# start of RECORDS FOR THIS TASK

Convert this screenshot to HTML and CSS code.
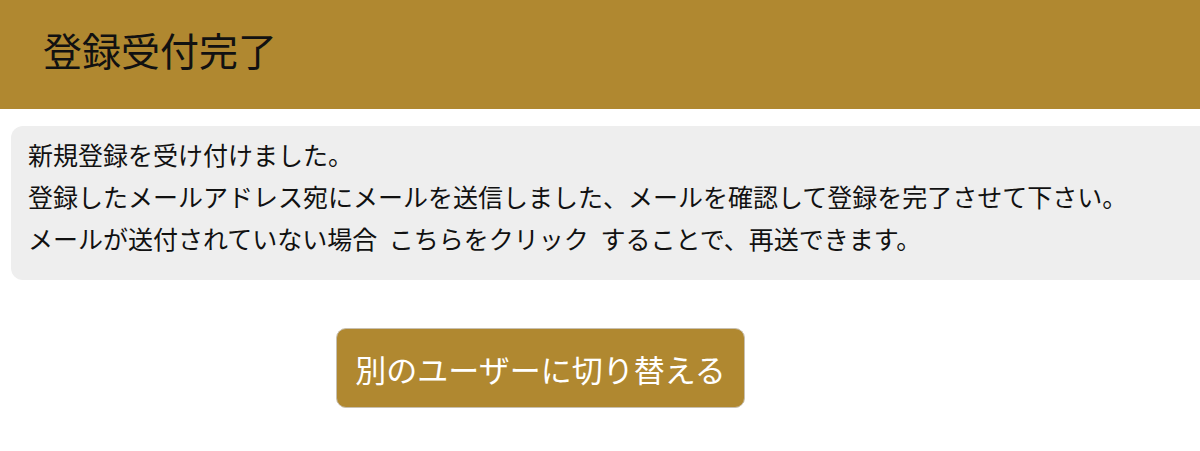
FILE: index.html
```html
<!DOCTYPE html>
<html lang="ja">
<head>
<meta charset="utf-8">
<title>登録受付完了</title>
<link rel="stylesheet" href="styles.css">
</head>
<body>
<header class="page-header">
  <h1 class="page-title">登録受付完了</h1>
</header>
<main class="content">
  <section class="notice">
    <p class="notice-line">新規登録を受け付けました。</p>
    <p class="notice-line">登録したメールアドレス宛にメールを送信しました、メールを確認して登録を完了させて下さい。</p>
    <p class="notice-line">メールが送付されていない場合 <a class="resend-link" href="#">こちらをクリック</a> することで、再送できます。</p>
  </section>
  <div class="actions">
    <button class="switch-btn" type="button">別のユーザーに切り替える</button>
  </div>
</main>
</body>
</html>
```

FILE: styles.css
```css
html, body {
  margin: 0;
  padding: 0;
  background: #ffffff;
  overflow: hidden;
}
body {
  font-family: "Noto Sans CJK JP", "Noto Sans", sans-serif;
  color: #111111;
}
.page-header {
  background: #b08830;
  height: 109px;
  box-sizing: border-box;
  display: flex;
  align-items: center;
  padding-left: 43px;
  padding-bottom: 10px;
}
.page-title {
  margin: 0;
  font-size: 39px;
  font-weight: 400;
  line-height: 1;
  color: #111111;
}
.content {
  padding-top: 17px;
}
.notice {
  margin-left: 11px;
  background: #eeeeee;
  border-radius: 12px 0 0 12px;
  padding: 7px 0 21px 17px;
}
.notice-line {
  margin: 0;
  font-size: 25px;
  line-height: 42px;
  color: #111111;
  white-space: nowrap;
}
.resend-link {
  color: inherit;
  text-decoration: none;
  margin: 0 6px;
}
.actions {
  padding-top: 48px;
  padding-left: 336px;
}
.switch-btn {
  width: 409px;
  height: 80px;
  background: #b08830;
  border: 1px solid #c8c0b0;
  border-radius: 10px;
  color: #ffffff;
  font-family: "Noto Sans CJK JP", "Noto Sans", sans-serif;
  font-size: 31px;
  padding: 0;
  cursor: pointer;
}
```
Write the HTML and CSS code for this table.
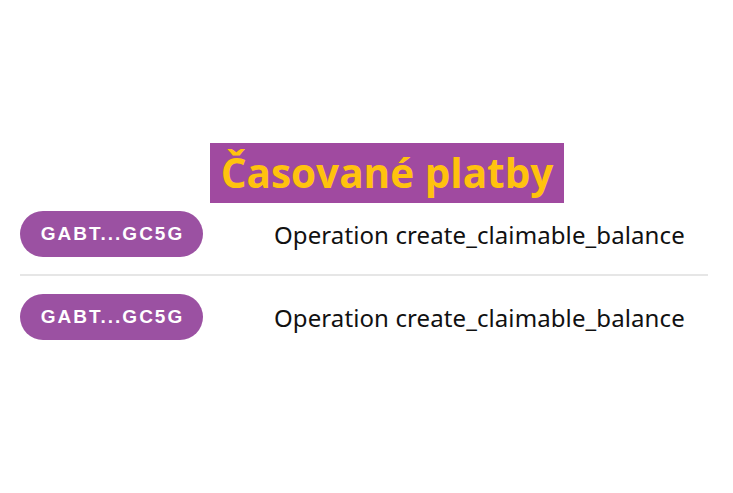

# end of RECORDS FOR THIS TASK

| PROMPT |
Without the pictures, restate all of the entries above verbatim.

| TASK OUTPUT |
Convert this screenshot to HTML and CSS code.
FILE: index.html
```html
<!DOCTYPE html>
<html lang="ja">
<head>
<meta charset="utf-8">
<title>登録受付完了</title>
<link rel="stylesheet" href="styles.css">
</head>
<body>
<header class="page-header">
  <h1 class="page-title">登録受付完了</h1>
</header>
<main class="content">
  <section class="notice">
    <p class="notice-line">新規登録を受け付けました。</p>
    <p class="notice-line">登録したメールアドレス宛にメールを送信しました、メールを確認して登録を完了させて下さい。</p>
    <p class="notice-line">メールが送付されていない場合 <a class="resend-link" href="#">こちらをクリック</a> することで、再送できます。</p>
  </section>
  <div class="actions">
    <button class="switch-btn" type="button">別のユーザーに切り替える</button>
  </div>
</main>
</body>
</html>
```

FILE: styles.css
```css
html, body {
  margin: 0;
  padding: 0;
  background: #ffffff;
  overflow: hidden;
}
body {
  font-family: "Noto Sans CJK JP", "Noto Sans", sans-serif;
  color: #111111;
}
.page-header {
  background: #b08830;
  height: 109px;
  box-sizing: border-box;
  display: flex;
  align-items: center;
  padding-left: 43px;
  padding-bottom: 10px;
}
.page-title {
  margin: 0;
  font-size: 39px;
  font-weight: 400;
  line-height: 1;
  color: #111111;
}
.content {
  padding-top: 17px;
}
.notice {
  margin-left: 11px;
  background: #eeeeee;
  border-radius: 12px 0 0 12px;
  padding: 7px 0 21px 17px;
}
.notice-line {
  margin: 0;
  font-size: 25px;
  line-height: 42px;
  color: #111111;
  white-space: nowrap;
}
.resend-link {
  color: inherit;
  text-decoration: none;
  margin: 0 6px;
}
.actions {
  padding-top: 48px;
  padding-left: 336px;
}
.switch-btn {
  width: 409px;
  height: 80px;
  background: #b08830;
  border: 1px solid #c8c0b0;
  border-radius: 10px;
  color: #ffffff;
  font-family: "Noto Sans CJK JP", "Noto Sans", sans-serif;
  font-size: 31px;
  padding: 0;
  cursor: pointer;
}
```
Write the HTML and CSS code for this table.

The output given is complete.